Noah Vucsics

Personal information
- Nationality: Canadian
- Born: June 25, 2000 (age 26)
- Home town: Calgary, Alberta, Canada

Sport
- Sport: Para-athletics
- Disability class: T20
- Event: Long jump

Medal record
Men's para-athletics
Representing Canada
World Championships
| Silver medal – second place | 2023 Paris | Long jump T20 |
Parapan American Games
| Bronze medal – third place | 2023 Santiago | Long jump T20 |
Commonwealth Games
| Silver medal – second place | 2026 Glasgow | Long jump T20 |

= Noah Vucsics =

Canadian Paralympic athlete (born 2000)

Noah Vucsics (born June 25, 2000) is a Canadian para-athlete specializing in the long jump. He represented Canada at the 2024 Summer Paralympics.

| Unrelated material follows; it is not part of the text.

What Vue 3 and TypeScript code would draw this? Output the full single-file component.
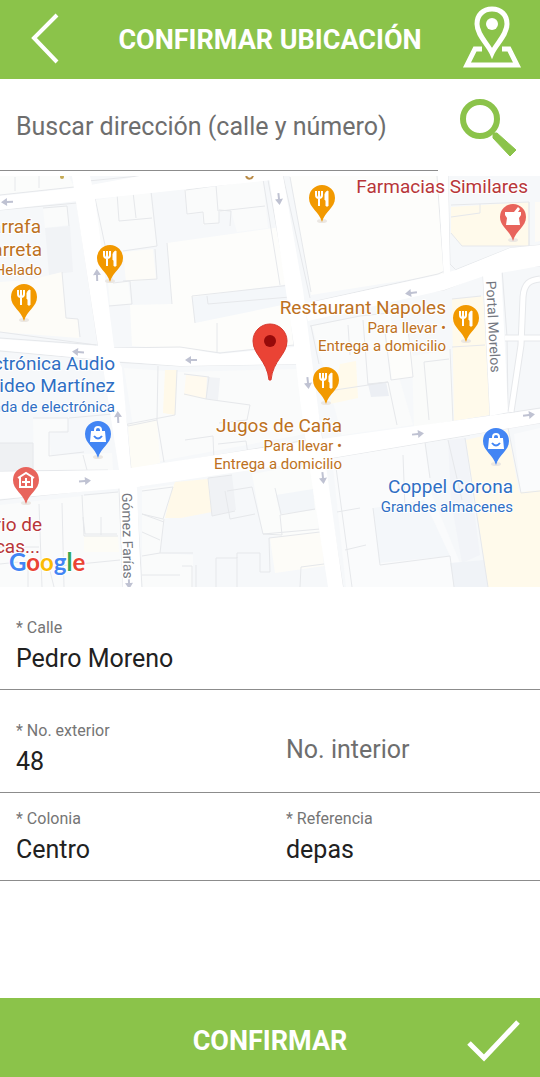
<script setup lang="ts">
import { ref } from 'vue'

type Tone = 'food' | 'shop' | 'health'
type Glyph = 'fork' | 'bag' | 'mortar' | 'clinic'

interface Place { x: number; y: number; tone: Tone; glyph: Glyph }
interface MapLabel { x: number; y: number; text: string; tone: Tone; anchor: 'start' | 'end'; small?: boolean }
interface Shape { points: string; fill: string }
interface Arrow { x: number; y: number; angle: number }

const query = ref('')
const street = ref('Pedro Moreno')
const outerNumber = ref('48')
const innerNumber = ref('')
const district = ref('Centro')
const reference = ref('depas')

const places: Place[] = [
  { x: 322, y: 199, tone: 'food', glyph: 'fork' },
  { x: 110, y: 259, tone: 'food', glyph: 'fork' },
  { x: 24, y: 298, tone: 'food', glyph: 'fork' },
  { x: 466, y: 319, tone: 'food', glyph: 'fork' },
  { x: 326, y: 381, tone: 'food', glyph: 'fork' },
  { x: 98, y: 435, tone: 'shop', glyph: 'bag' },
  { x: 496, y: 442, tone: 'shop', glyph: 'bag' },
  { x: 513, y: 218, tone: 'health', glyph: 'mortar' },
  { x: 26, y: 481, tone: 'health', glyph: 'clinic' },
]

const labels: MapLabel[] = [
  { x: 528, y: 193, text: 'Farmacias Similares', tone: 'health', anchor: 'end' },
  { x: 41, y: 233, text: 'Garrafa', tone: 'food', anchor: 'end' },
  { x: 42, y: 256, text: 'Carreta', tone: 'food', anchor: 'end' },
  { x: 42, y: 275, text: 'Helado', tone: 'food', anchor: 'end', small: true },
  { x: 446, y: 314, text: 'Restaurant Napoles', tone: 'food', anchor: 'end' },
  { x: 446, y: 333, text: 'Para llevar •', tone: 'food', anchor: 'end', small: true },
  { x: 446, y: 351, text: 'Entrega a domicilio', tone: 'food', anchor: 'end', small: true },
  { x: 115, y: 370, text: 'Electrónica Audio', tone: 'shop', anchor: 'end' },
  { x: 115, y: 392, text: 'Video Martínez', tone: 'shop', anchor: 'end' },
  { x: 115, y: 412, text: 'Tienda de electrónica', tone: 'shop', anchor: 'end', small: true },
  { x: 342, y: 432, text: 'Jugos de Caña', tone: 'food', anchor: 'end' },
  { x: 342, y: 451, text: 'Para llevar •', tone: 'food', anchor: 'end', small: true },
  { x: 342, y: 469, text: 'Entrega a domicilio', tone: 'food', anchor: 'end', small: true },
  { x: 513, y: 493, text: 'Coppel Corona', tone: 'shop', anchor: 'end' },
  { x: 513, y: 512, text: 'Grandes almacenes', tone: 'shop', anchor: 'end', small: true },
  { x: 42, y: 531, text: 'Laboratorio de', tone: 'health', anchor: 'end' },
  { x: 40, y: 553, text: 'Clínicas...', tone: 'health', anchor: 'end' },
]

const buildings: Shape[] = [
  { points: '0,176 69,176 74,187 0,195', fill: '#fbfcfb' },
  { points: '96,200 150,192 157,246 101,253', fill: '#fafbfb' },
  { points: '43,208 67,206 69,225 45,228', fill: '#fafbfb' },
  { points: '45,228 70,226 73,272 49,275', fill: '#f1f3f6' },
  { points: '0,282 30,280 62,272 66,318 78,319 79,338 0,332', fill: '#fdfcf8' },
  { points: '123,252 153,249 156,279 126,282', fill: '#fdfcf8' },
  { points: '108,283 128,281 131,304 110,305', fill: '#fbfcfb' },
  { points: '167,243 281,227 288,286 294,345 220,352 132,346 130,305 172,304', fill: '#fdfdfb' },
  { points: '184,190 263,179 268,228 237,232 231,211 219,212 219,224 203,225 202,213 187,215', fill: '#fafbfb' },
  { points: '192,297 290,284 292,303 195,323', fill: '#f4f7fa' },
  { points: '290,176 439,176 444,274 311,295', fill: '#fdfdfb' },
  { points: '451,207 529,202 529,246 510,246 462,246 451,233', fill: '#fffaeb' },
  { points: '535,202 540,202 540,241 535,242', fill: '#fdfbf6' },
  { points: '452,299 483,296 490,415 454,421', fill: '#fffaeb' },
  { points: '312,326 360,316 390,312 399,377 413,425 342,435', fill: '#fafbfb' },
  { points: '386,331 408,328 416,377 392,380', fill: '#fdfdfb' },
  { points: '412,356 450,350 453,422 414,428', fill: '#fafbfa' },
  { points: '368,384 386,382 389,396 371,397', fill: '#eceff4' },
  { points: '340,364 356,361 358,398 330,404', fill: '#fffaeb' },
  { points: '124,368 180,372 298,369 300,400 305,434 139,465', fill: '#fafbfb' },
  { points: '165,370 177,370 175,415 163,413', fill: '#fff9e9' },
  { points: '186,375 209,377 206,399 184,395', fill: '#fffaef' },
  { points: '207,377 220,378 218,400 206,399', fill: '#f1f3f6' },
  { points: '0,443 33,443 33,470 0,470', fill: '#eff1f3' },
  { points: '33,418 68,418 68,430 49,433 51,455 112,453 113,470 34,470', fill: '#fafbfb' },
  { points: '128,425 157,420 160,463 131,470', fill: '#fdfcf6' },
  { points: '0,505 119,492 122,587 0,587', fill: '#fafbfb' },
  { points: '84,536 118,536 119,552 84,552', fill: '#fdfcf6' },
  { points: '142,489 205,480 206,511 165,519 160,553 193,555 193,587 142,587', fill: '#fafbfb' },
  { points: '175,482 208,479 212,512 181,518 165,518 171,493', fill: '#fff9e9' },
  { points: '209,478 232,475 236,510 212,516', fill: '#f0f2f5' },
  { points: '252,474 312,463 316,506 320,539 282,537 263,534', fill: '#fbfcfb' },
  { points: '276,495 313,489 315,510 280,514', fill: '#f3f6f9' },
  { points: '270,538 321,532 324,566 275,573', fill: '#fdfcf8' },
  { points: '332,458 424,440 432,495 470,587 346,587', fill: '#fafbfc' },
  { points: '448,440 465,438 480,555 462,563 451,501', fill: '#f2f4f8' },
  { points: '466,440 508,430 519,492 540,490 540,587 488,587', fill: '#fffaeb' },
  { points: '514,434 540,428 540,490 521,492', fill: '#fafbfc' },
  { points: '373,508 424,500 450,556 379,563', fill: '#f4f7fa' },
  { points: '450,563 484,560 488,587 454,587', fill: '#f0f3f7' },
]

const outlines: string[] = [
  'M0 195L74 187M15 177V191M39 176V188M88 181L139 176',
  'M0 210L77 203L98 345L0 338',
  'M95 198L151 191L157 246L123 251M117 193L119 221L152 218M133 192L136 218M95 198L113 283L130 281L132 304L109 306',
  'M155 249L157 279L123 281M167 243L172 304M43 208L67 206L69 226M62 272L66 318L78 319L80 337M0 332L96 345',
  'M185 190L187 214L203 212L204 224L219 223V210L231 211L230 226M216 185L218 211M186 190L263 179L280 285M220 211L265 206',
  'M114 348L180 347L220 353L294 345M192 296L291 285M207 296L208 304L290 297M192 296L195 323M217 323V352',
  'M268 180L288 290L294 346M283 176L310 298M290 177L311 292M312 302L438 274L447 270',
  'M437 176L444 274M448 176L450 264L455 269M451 205L529 202V246H462L451 233M480 204V213L451 217M529 202V246',
  'M360 300L444 290L482 275M455 270L510 248L540 245M500 269L540 266M483 276L490 415M502 269L507 337L508 410',
  'M310 326L360 316L398 312M311 326L319 364M348 325L350 355M363 320L368 385M385 332L391 380L413 377L408 328M368 384L388 382L397 425',
  'M424 362L449 359M424 362L429 420M450 349L453 422M452 299L481 296M452 347L485 345',
  'M0 351L102 360M114 362L180 366L298 364M120 364L131 469M158 366L157 420L128 426L121 411M177 370L175 415L128 424M157 420L164 462',
  'M184 374L209 377L206 399L184 394M206 399L250 405L247 420L219 423M300 365L310 440M310 365L322 438M322 392L388 382',
  'M0 471L108 470M130 470L307 440M140 486L307 456M0 500L119 487M136 490L142 587M119 488L123 587',
  'M33 470V443H0M33 418H68V432H49V456L84 452M83 455L87 470M69 418L113 414M185 440L213 436L214 461M218 444L246 441L248 454',
  'M82 495L84 536H118M83 517L85 534H117M101 517V535M118 492L84 495M62 503L64 587M39 504L42 587M0 547H39',
  'M142 491L173 487L163 519L142 514M164 519L160 553H193M142 532L160 540M142 514L164 522M142 556L160 553',
  'M208 478L212 516L235 511M208 478L232 475M227 491L252 487L263 534L320 529M225 491L230 519L255 514M263 534L282 535L280 515L315 509M275 488L281 514',
  'M216 587V558H237V553H260V572H270L269 538L320 532M192 587V566H182M196 565V587M237 557V587M300 587L301 567L324 564',
  'M332 458L470 435M335 460L352 587M324 465L343 587M337 512L360 508M345 550L366 545',
  'M425 442L430 478M448 440L462 500M465 438L488 587M380 565L450 556L454 587M373 508L380 565M403 455L405 509',
  'M0 564L28 561V587M54 587L49 567L120 560M142 575H180M508 428L521 493L540 491M360 436L540 408M360 453L540 423',
]

const roads: string[] = [
  '0,196 74,188 140,176 275,176 272,180 95,199 0,210',
  '72,176 90,176 95,198 114,347 122,368 131,470 137,488 141,587 123,587 119,470 102,360 98,346',
  '0,339 98,346 114,348 180,348 220,354 294,347 300,347 300,364 180,366 102,360 0,350',
  '269,176 283,176 303,290 310,346 322,438 343,587 328,587 308,457 300,400 294,346',
  '303,304 438,275 456,270 510,248 540,245 540,266 484,276 444,290 308,321',
  '438,176 448,176 450,275 444,280',
  '483,274 501,267 508,412 490,416',
  '0,472 118,470 307,441 540,409 540,423 332,458 137,487 0,499',
]

const arrows: Arrow[] = [
  { x: 7, y: 202, angle: 178 },
  { x: 97, y: 275, angle: -92 },
  { x: 78, y: 352, angle: 184 },
  { x: 279, y: 199, angle: 84 },
  { x: 191, y: 360, angle: 180 },
  { x: 411, y: 293, angle: 172 },
  { x: 118, y: 417, angle: -93 },
  { x: 85, y: 481, angle: -5 },
  { x: 308, y: 383, angle: 84 },
  { x: 323, y: 478, angle: 84 },
  { x: 418, y: 434, angle: -6 },
  { x: 529, y: 415, angle: -7 },
  { x: 129, y: 583, angle: 88 },
]
</script>

<template>
  <div class="screen">
    <header class="bar">
      <button class="icon-button" type="button" aria-label="Volver">
        <svg width="54" height="60" viewBox="0 0 54 60" fill="none">
          <path d="M36 5L13 28L36 52" stroke="#fff" stroke-width="4" />
        </svg>
      </button>
      <h1 class="title">CONFIRMAR UBICACIÓN</h1>
      <button class="icon-button" type="button" aria-label="Mi ubicación">
        <svg width="60" height="64" viewBox="0 0 60 64" fill="none" stroke="#fff">
          <path d="M30 45C26 36 15 27 15 16C15 7 21 1 30 1S45 7 45 16C45 27 34 36 30 45Z" stroke-width="5" />
          <circle cx="30" cy="16" r="6" fill="#fff" stroke="none" />
          <path d="M20 41H13L5 57H55L47 41H40" stroke-width="5" />
        </svg>
      </button>
    </header>

    <main class="content">
      <form class="search" role="search" @submit.prevent>
        <input v-model="query" class="search-input" type="text" placeholder="Buscar dirección (calle y número)" aria-label="Buscar dirección (calle y número)" />
        <button class="icon-button" type="submit" aria-label="Buscar">
          <svg width="60" height="60" viewBox="0 0 60 60" fill="none" stroke="#8bc34a">
            <circle cx="21" cy="21" r="17" stroke-width="6" />
            <path d="M34 35L38 35L57 52L51 58L34 40Z" fill="#8bc34a" stroke-width="1" />
          </svg>
        </button>
      </form>

      <svg class="map" viewBox="0 176 540 411" role="img" aria-label="Mapa">
        <rect y="176" width="540" height="411" fill="#f6f8fa" />
        <polygon v-for="b in buildings" :key="b.points" :points="b.points" :fill="b.fill" />
        <path v-for="o in outlines" :key="o" :d="o" class="outline" />
        <polygon v-for="r in roads" :key="r" :points="r" fill="#fff" />
        <path d="M511 412L521 345L523 297C524 283 530 280 540 279M505 338H540" class="lane-edge" />
        <path d="M511 412L521 345L523 297C524 283 530 280 540 279M505 338H540" class="lane" />
        <g v-for="a in arrows" :key="a.x + '-' + a.y" :transform="`translate(${a.x} ${a.y}) rotate(${a.angle})`">
          <path d="M-6 -1H0V-4L6 0L0 4V1H-6Z" fill="#bfc2d2" />
        </g>

        <text class="road" transform="translate(486 281) rotate(87)">Portal Morelos</text>
        <text class="road" transform="translate(122 493) rotate(89)">Gómez Farías</text>
        <path d="M246 176C248 180 252 179 253 176" fill="none" stroke="#b98a45" stroke-width="2" />
        <circle cx="62" cy="177" r="2" fill="#c5aa55" />

        <g v-for="p in places" :key="p.x + '-' + p.y" :transform="`translate(${p.x} ${p.y})`">
          <ellipse cx="0" cy="22" rx="5" ry="2" fill="#ebe7e2" />
          <path :class="['pin', p.tone]" d="M0 -14A13 13 0 0 0 -13 -1C-13 9 -3 12 0 23C3 12 13 9 13 -1A13 13 0 0 0 0 -14Z" />
          <g v-if="p.glyph === 'fork'" fill="none" stroke="#fff">
            <path d="M-6 -8V-4Q-6 -1 -3 -1Q0 -1 0 -4V-8M-3 -8V7" stroke-width="2" />
            <path d="M3 -5Q4 -8 6 -8V7H4V1H3Z" fill="#fff" stroke-width="1" />
          </g>
          <g v-else-if="p.glyph === 'bag'">
            <path d="M-7 -4H7L8 7H-8Z" fill="#fff" />
            <path d="M-3 -3V-5Q-3 -8 0 -8T3 -5V-3" fill="none" stroke="#fff" stroke-width="2" />
            <path d="M-4 1Q0 6 4 1" fill="none" stroke="#4285f4" stroke-width="2" />
          </g>
          <g v-else-if="p.glyph === 'mortar'" fill="#fff">
            <path d="M-8 -6H1L5 -11L7 -9L5 -6H8V-3L6 0L7 7H-7L-6 0L-8 -3Z" />
          </g>
          <g v-else fill="none" stroke="#fff" stroke-width="2">
            <path d="M-8 -3L0 -8L8 -3M-6 -4V6H6V-4M-4 1H4M0 -3V5" />
          </g>
        </g>

        <text v-for="l in labels" :key="l.text + l.y" :x="l.x" :y="l.y" :text-anchor="l.anchor" :class="['label', l.tone, { small: l.small }]">{{ l.text }}</text>

        <g>
          <path d="M270 324A17 17 0 0 0 253 341C253 355 267 360 269 380H271C273 360 287 355 287 341A17 17 0 0 0 270 324Z" fill="#ea4335" stroke="#d73b30" stroke-width="1" />
          <circle cx="270" cy="341" r="6" fill="#960a0a" />
        </g>

        <text x="9" y="571" class="logo"><tspan fill="#4285f4">G</tspan><tspan fill="#ea4335">o</tspan><tspan fill="#fbbc05">o</tspan><tspan fill="#4285f4">g</tspan><tspan fill="#34a853">l</tspan><tspan fill="#ea4335">e</tspan></text>
      </svg>

      <form id="address" class="address" @submit.prevent>
        <div class="row row-spaced">
          <div class="field">
            <label for="street">* Calle</label>
            <input id="street" v-model="street" type="text" />
          </div>
        </div>
        <div class="row row-spaced">
          <div class="field">
            <label for="outer">* No. exterior</label>
            <input id="outer" v-model="outerNumber" type="text" />
          </div>
          <div class="field">
            <input v-model="innerNumber" type="text" placeholder="No. interior" aria-label="No. interior" />
          </div>
        </div>
        <div class="row">
          <div class="field">
            <label for="district">* Colonia</label>
            <input id="district" v-model="district" type="text" />
          </div>
          <div class="field">
            <label for="reference">* Referencia</label>
            <input id="reference" v-model="reference" type="text" />
          </div>
        </div>
      </form>
    </main>

    <button class="bar confirm" type="submit" form="address">
      <span class="confirm-text">CONFIRMAR</span>
      <svg width="60" height="60" viewBox="0 0 60 60" fill="none" aria-hidden="true">
        <path d="M7 35L22 50L56 14" stroke="#fff" stroke-width="5" />
      </svg>
    </button>
  </div>
</template>

<style>
body {
  margin: 0;
  background: #fff;
}
</style>

<style scoped>
.screen {
  display: flex;
  flex-direction: column;
  min-height: 100vh;
  font-family: Roboto, "Liberation Sans", sans-serif;
  color: #212121;
}

button,
input {
  box-sizing: border-box;
  margin: 0;
  padding: 0;
  border: 0;
  background: transparent;
  color: inherit;
  font: inherit;
}

svg {
  display: block;
}

.bar {
  display: grid;
  grid-template-columns: 60px 1fr 60px;
  align-items: center;
  box-sizing: border-box;
  width: 100%;
  height: 79px;
  padding: 0 18px;
  background: #8bc34a;
  color: #fff;
}

.icon-button {
  display: flex;
  justify-content: center;
  cursor: pointer;
}

.icon-button svg {
  overflow: visible;
}

.title,
.confirm-text {
  margin: 0;
  font-size: 27px;
  font-weight: 700;
  line-height: 32px;
  text-align: center;
  white-space: nowrap;
}

.confirm {
  cursor: pointer;
}

.confirm-text {
  grid-column: 2;
  padding-top: 6px;
}

.content {
  flex: 1;
}

.search {
  display: grid;
  grid-template-columns: 1fr 102px;
  height: 97px;
}

.search-input {
  height: 92px;
  min-width: 0;
  padding: 4px 0 0 16px;
  border-bottom: 1px solid #8c8c8c;
  font-size: 25px;
}

.search .icon-button {
  align-items: center;
}

input::placeholder {
  color: #6e6e6e;
  opacity: 1;
}

.map {
  width: 100%;
  height: auto;
}

.outline {
  fill: none;
  stroke: #e6e8eb;
  stroke-width: 1;
}

.lane,
.lane-edge {
  fill: none;
  stroke: #fff;
  stroke-width: 5;
}

.lane-edge {
  stroke: #e6e8eb;
  stroke-width: 7;
}

.label {
  font-size: 19px;
  paint-order: stroke;
  stroke: #fff;
  stroke-width: 2;
  stroke-linejoin: round;
}

.label.small {
  font-size: 15px;
}

.label.food { fill: #bd7122; }
.label.shop { fill: #2f6fc4; }
.label.health { fill: #b83639; }

.pin.food { fill: #f29900; }
.pin.shop { fill: #4285f4; }
.pin.health { fill: #e8645c; }

.road {
  font-size: 14px;
  fill: #747780;
  paint-order: stroke;
  stroke: #fff;
  stroke-width: 3;
}

.logo {
  font-family: Lato, Roboto, sans-serif;
  font-size: 24px;
  font-weight: 700;
  paint-order: stroke;
  stroke: #fff;
  stroke-width: 2;
}

.row {
  display: grid;
  grid-auto-columns: 1fr;
  grid-auto-flow: column;
  align-items: center;
  padding: 16px 0 15px;
  border-bottom: 1px solid #8c8c8c;
}

.row-spaced {
  padding-top: 31px;
}

.field {
  display: flex;
  flex-direction: column;
  gap: 4px;
  min-width: 0;
  padding: 0 16px;
}

.field label {
  font-size: 16px;
  line-height: 20px;
  color: #757575;
}

.field input {
  width: 100%;
  height: 32px;
  font-size: 25px;
}
</style>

==Early life and education==
Vucsics was born in Haiti and adopted by Carolyn and Robert Vucsics at five months old. He attended James Fowler High School in Calgary.

==Career==
Vucsics competed at the 2023 World Para Athletics Championships and won a silver medal in the long jump with a personal best and an Americas record jump of 7.35 metres. As a result, he qualified to represent Canada at the 2024 Summer Paralympics. During the Paralympics he finished in fifth place in the long jump with a jump of 7.15 metres.

In July 2026, he competed at the 2026 Commonwealth Games and won a silver medal in the long jump T20 event with a jump of 6.66 metres.